Tech Press Falling For Intellectual Venture's New Spin
from the just-reprint-the-press-release dept
It appears that Intellectual Ventures, the world's largest patent troll, is testing out some new hilarious spin concerning its business of shaking down companies who innovate, getting them to pay huge sums of money to avoid getting sued. And, ridiculously, some in the tech press are falling for it. ZDNet's Rachel King recently wrote about Salesforce.com paying off Intellectual Ventures not to sue it by basically reprinting IV's press release, to the point of describing IV not for what it actually does, but as a company that "invests in and works with investors and technology businesses to drive innovation and invention." Of course, if you know anything about Intellectual Ventures (or, hell, do a Google search) you'd quickly learn that what IV does has nothing to do with driving innovation or invention.

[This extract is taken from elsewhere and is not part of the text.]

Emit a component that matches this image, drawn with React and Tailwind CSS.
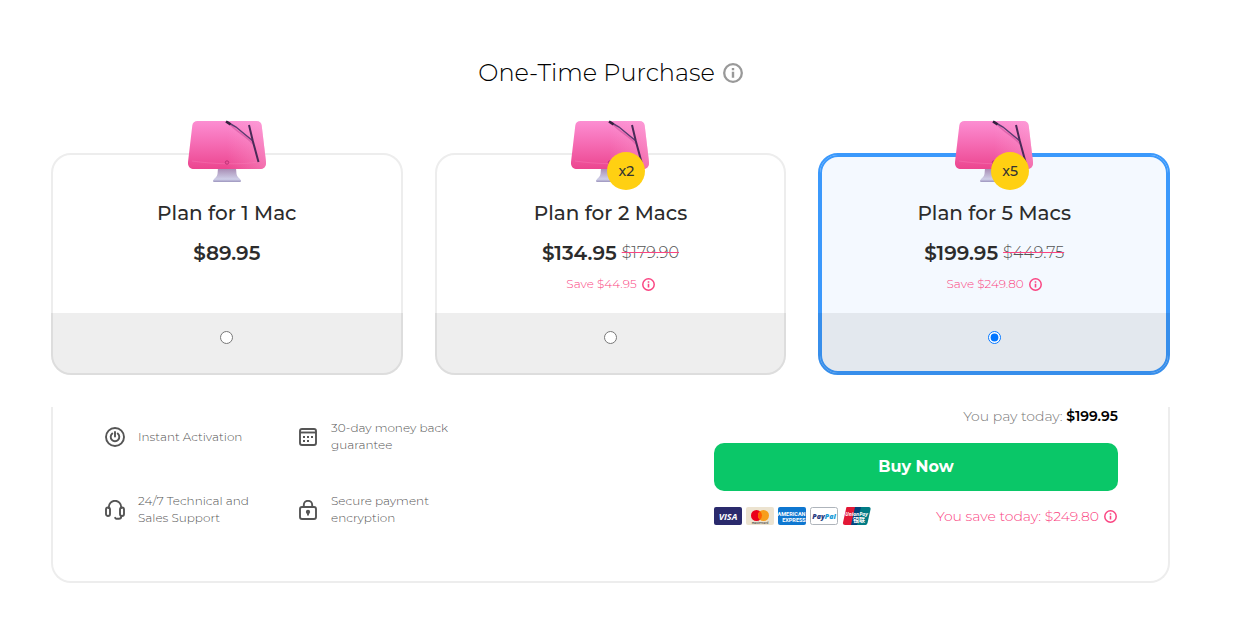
import { useState } from "react";

const plans = [
  { id: 1, title: "Plan for 1 Mac", price: "$89.95" },
  {
    id: 2,
    title: "Plan for 2 Macs",
    price: "$134.95",
    oldPrice: "$179.90",
    save: "$44.95",
    badge: "x2",
  },
  {
    id: 5,
    title: "Plan for 5 Macs",
    price: "$199.95",
    oldPrice: "$449.75",
    save: "$249.80",
    badge: "x5",
  },
];

const InfoIcon = ({ size, className }) => (
  <svg width={size} height={size} viewBox="0 0 20 20" fill="none" stroke="currentColor" className={className}>
    <circle cx="10" cy="10" r="8.800" strokeWidth="2.300" />
    <path d="M10 8.800v6M10 5v2.300" strokeWidth="2.400" />
  </svg>
);

const MacIcon = () => (
  <svg width="78" height="62" viewBox="0 0 78 62" aria-hidden="true">
    <defs>
      <linearGradient id="screen" x1="0" y1="0" x2="0" y2="1">
        <stop offset="0" stopColor="#fc8ed2" />
        <stop offset="0.5" stopColor="#f56ab2" />
        <stop offset="1" stopColor="#ec468f" />
      </linearGradient>
      <linearGradient id="shine" x1="0" y1="0" x2="1" y2="0">
        <stop offset="0.5" stopColor="#ffb0de" stopOpacity="0" />
        <stop offset="1" stopColor="#ffb0de" stopOpacity="0.4" />
      </linearGradient>
      <linearGradient id="stand" x1="0" y1="0" x2="0" y2="1">
        <stop offset="0" stopColor="#a588b0" />
        <stop offset="0.8" stopColor="#cfcfe8" />
        <stop offset="1" stopColor="#9c94bd" />
      </linearGradient>
    </defs>
    <path d="M30 48h18l.5 6c.5 3 3 4 4.500 6.500 0 1.200-.5 1.500-1.500 1.500H26.500c-1 0-1.500-.3-1.500-1.500 1.500-2.500 4-3.500 4.500-6.500z" fill="url(#stand)" />
    <path d="M9.500 1h59c3 0 4.800 1.500 5.200 4.500L78 42c.5 4-2 7-6 7H6c-4 0-6.500-3-6-7L4.300 5.500C4.700 2.500 6.500 1 9.500 1z" fill="url(#screen)" />
    <path d="M9.500 1h59c3 0 4.800 1.500 5.200 4.500L78 42c.5 4-2 7-6 7H6c-4 0-6.500-3-6-7L4.300 5.500C4.700 2.500 6.500 1 9.500 1z" fill="url(#shine)" />
    <path d="M4 41c20 3 49 4 66 1" fill="none" stroke="#f987bd" strokeWidth="0.700" opacity="0.500" />
    <path d="M41 3C47 11 57 15 65 24" fill="none" stroke="#c24491" strokeWidth="1.500" opacity="0.450" />
    <path d="M38.500 1.500L48 7 57 14.500 65 21" fill="none" stroke="#5a3a70" strokeWidth="1.500" />
    <path d="M38 1.500l4.500 2.800" stroke="#35213f" strokeWidth="2.600" />
    <path d="M61 5l3.800 16L70.500 42" fill="none" stroke="#4a2a58" strokeWidth="2" />
    <circle cx="39" cy="42.500" r="1.700" fill="none" stroke="#b52e70" strokeWidth="0.900" />
  </svg>
);

const PowerIcon = () => (
  <svg width="20" height="20" viewBox="0 0 20 20" fill="none" stroke="#555" strokeWidth="1.900" strokeLinecap="round" className="shrink-0">
    <circle cx="10" cy="10" r="9" />
    <path d="M10 5v4.500M7.300 6.600a4.300 4.300 0 1 0 5.400 0" />
  </svg>
);

const HeadsetIcon = () => (
  <svg width="20" height="20" viewBox="0 0 20 20" fill="none" stroke="#555" strokeWidth="1.900" strokeLinecap="round" className="shrink-0">
    <path d="M3.800 8V7a6.200 6.200 0 0 1 12.400 0v1" />
    <rect x="1" y="7.500" width="4" height="8.500" rx="2" />
    <rect x="15" y="7.500" width="4" height="8.500" rx="2" />
    <path d="M16.200 16v.5a2.300 2.300 0 0 1-2.300 2.300h-2.300a1.500 1.500 0 0 1-1.500-1" />
  </svg>
);

const CalendarIcon = () => (
  <svg width="20" height="20" viewBox="0 0 20 20" fill="none" stroke="#555" strokeWidth="1.900" className="shrink-0">
    <rect x="2" y="2" width="16" height="16" rx="2" />
    <path d="M2 5.500h16" />
    <path d="M5 10h2M9 10h2M13 10h2M5 14h2M9 14h2" />
  </svg>
);

const LockIcon = () => (
  <svg width="20" height="20" viewBox="0 0 20 20" fill="none" stroke="#555" strokeWidth="1.900" className="shrink-0">
    <rect x="2" y="7" width="16" height="12" rx="2" />
    <path d="M5.800 7V5a4.200 4.200 0 0 1 8.400 0v2" />
    <circle cx="10" cy="12" r="1.200" fill="#555" />
    <path d="M10 12v3.500" />
  </svg>
);

const features = [
  { text: "Instant Activation", Icon: PowerIcon },
  { text: "30-day money back guarantee", Icon: CalendarIcon },
  { text: "24/7 Technical and Sales Support", Icon: HeadsetIcon },
  { text: "Secure payment encryption", Icon: LockIcon },
];

const PaymentMethods = () => (
  <div className="flex gap-1">
    <svg width="28" height="18" viewBox="0 0 28 18">
      <rect width="28" height="18" rx="2" fill="#2a2a6c" />
      <text x="14" y="13" textAnchor="middle" fontFamily="Open Sans, sans-serif" fontSize="9" fontWeight="700" fontStyle="italic" fill="#fff">VISA</text>
    </svg>
    <svg width="28" height="18" viewBox="0 0 28 18">
      <rect width="28" height="18" rx="2" fill="#ece3d0" />
      <circle cx="10.500" cy="8.500" r="5.500" fill="#eb001b" />
      <circle cx="17.500" cy="8.500" r="5.500" fill="#f79e1b" />
      <path d="M14 4.300a5.500 5.500 0 0 1 0 8.400 5.500 5.500 0 0 1 0-8.400z" fill="#ff5f00" />
      <text x="14" y="17" textAnchor="middle" fontFamily="Open Sans, sans-serif" fontSize="3" fontWeight="600" fill="#333">mastercard</text>
    </svg>
    <svg width="28" height="18" viewBox="0 0 28 18">
      <rect width="28" height="18" rx="2" fill="#0f77d0" />
      <text x="13.500" y="8.500" textAnchor="middle" fontFamily="Roboto, sans-serif" fontSize="5.500" fontWeight="700" fill="#fff">AMERICAN</text>
      <text x="16" y="14.500" textAnchor="middle" fontFamily="Roboto, sans-serif" fontSize="5.500" fontWeight="700" fill="#fff">EXPRESS</text>
    </svg>
    <svg width="28" height="18" viewBox="0 0 28 18">
      <rect x="0.500" y="0.500" width="27" height="17" rx="2" fill="#fff" stroke="#aeb4bb" />
      <text x="14" y="11.500" textAnchor="middle" fontFamily="Open Sans, sans-serif" fontSize="7" fontWeight="800" fontStyle="italic" fill="#253b80">
        Pay<tspan fill="#179bd7">Pal</tspan>
      </text>
    </svg>
    <svg width="29" height="18" viewBox="0 0 29 18">
      <path d="M5 0h9l-4 18H3Q.5 18 1 15.500L4 2Q4 0 5 0z" fill="#e21836" />
      <path d="M13 0h7l-4 18H9z" fill="#00447c" />
      <path d="M19 0h8q2 0 1.500 2.500L25.500 16q-.5 2-2 2H15z" fill="#007b84" />
      <text x="14.500" y="9" textAnchor="middle" fontFamily="Open Sans, sans-serif" fontSize="5" fontWeight="700" fontStyle="italic" fill="#fff">UnionPay</text>
      <text x="17" y="15" textAnchor="middle" fontFamily="Noto Sans CJK SC, sans-serif" fontSize="6" fontWeight="700" fill="#fff">银联</text>
    </svg>
  </div>
);

const PlanCard = ({ plan, selected, onSelect }) => (
  <label
    className={`relative flex flex-col rounded-[20px] border-2 pt-[46px] text-center cursor-pointer ${
      selected
        ? "border-[#3b99fc] bg-[#f4f9ff] shadow-[inset_0_0_0_2px_#3b99fc]"
        : "border-[#ededed] bg-white"
    }`}
  >
    <span className="absolute -top-[35px] left-1/2 -translate-x-1/2">
      <MacIcon />
      {plan.badge && (
        <span className="absolute top-8 left-9 flex h-[38px] w-[38px] items-center justify-center rounded-full bg-[#ffd012] text-sm font-medium text-[#333]">
          {plan.badge}
        </span>
      )}
    </span>
    <span className="text-xl leading-6 font-medium">{plan.title}</span>
    <span className="mt-4 flex items-center justify-center gap-[5px] leading-6">
      <span className="text-xl leading-6 font-semibold">{plan.price}</span>
      {plan.oldPrice && (
        <s className="text-base leading-6 font-light text-[#555] decoration-[#fa4582]">
          {plan.oldPrice}
        </s>
      )}
    </span>
    {plan.save && (
      <span className="mt-[11px] flex items-center justify-center gap-[5px] text-xs font-light text-[#fa4582]">
        Save {plan.save}
        <InfoIcon size={13} />
      </span>
    )}
    <span className="mt-auto block pt-[21px]">
      <span className="-mx-[2px] -mb-[2px] flex h-[62px] items-start justify-center rounded-b-[20px] bg-black/[0.065] pt-[18px]">
        <input
          type="radio"
          name="plan"
          checked={selected}
          onChange={onSelect}
          className="h-[13px] w-[13px]"
        />
      </span>
    </span>
  </label>
);

const App = () => {
  const [planId, setPlanId] = useState(5);
  const current = plans.find((plan) => plan.id === planId);

  return (
    <div className="bg-white pt-[57px] pr-[75px] pb-12 pl-[51px] font-['Montserrat','Inter',sans-serif] text-[#2c2c2c]">
      <h2 className="flex items-center justify-center gap-2 text-2xl leading-8 font-light text-black">
        One-Time Purchase
        <InfoIcon size={20} className="text-[#999]" />
      </h2>

      {/* Plans */}
      <div className="mt-16 grid grid-cols-3 gap-8">
        {plans.map((plan) => (
          <PlanCard
            key={plan.id}
            plan={plan}
            selected={plan.id === planId}
            onSelect={() => setPlanId(plan.id)}
          />
        ))}
      </div>

      {/* Summary */}
      <div className="mt-8 flex items-start justify-between rounded-b-[20px] border-x-2 border-b-2 border-[#ededed] pr-[50px] pb-[54px] pl-[52px]">
        <ul className="grid grid-cols-[160px_160px] gap-x-[33px] gap-y-[39px] pt-[13px]">
          {features.map(({ text, Icon }) => (
            <li key={text} className="flex h-[34px] items-center gap-[13px]">
              <Icon />
              <span className="pb-[2px] text-xs leading-[17px] font-light text-[#555]">
                {text}
              </span>
            </li>
          ))}
        </ul>

        <div className="w-[404px]">
          <p className="text-right text-sm leading-[18px] font-light text-[#777]">
            You pay today:{" "}
            <span className="font-semibold text-black">{current.price}</span>
          </p>
          <button
            type="button"
            className="mt-[18px] h-12 w-full rounded-[10px] bg-[#0ac768] text-base font-bold text-white"
          >
            Buy Now
          </button>
          <div className="mt-4 flex h-[18px] items-center justify-between">
            <PaymentMethods />
            {current.save && (
              <p className="flex items-center gap-[5px] pr-px text-sm leading-[18px] font-light text-[#fa4582]">
                You save today: {current.save}
                <InfoIcon size={13} />
              </p>
            )}
          </div>
        </div>
      </div>
    </div>
  );
};

export default App;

It buys up crappy patents that are mostly worthless on their own, bundles them together in a big batch and then tells companies to pay up to (a) avoid getting sued and (b) get in on the deal by letting them use that big batch of patents at times.The press doesn't need to out and out call IV a troll, which it is, but you'd think that anyone reasonably versed in the space would at least acknowledge the controversy over the company. The idea that it "works with technology businesses to drive innovation" is laughable. It does no such thing. Nothing IV has ever done has helped drive innovation forward. This American Life tried very, very hard to find a single example of Intellectual Ventures actually helping move innovation forward, as opposed to just shaking down companies to get them to pay up, and came up empty. Even the examples IV gave to the reporters from TAL turned out to not live up to their own claims, but rather were more cases of blatant patent trolling: taking highly questionable patents, and getting companies who almost certainly don't infringe, to pay up because it's cheaper than a lawsuit.
To position Salesforce.com's deal as some sort of cheery arrangement that somehow helps Salesforce.com is laughable. Salesforce.com just paid many millions of dollars to basically not be sued. That's many millions of dollars that won't be going into improving its products and services. There's news here, but it's not what's being reported.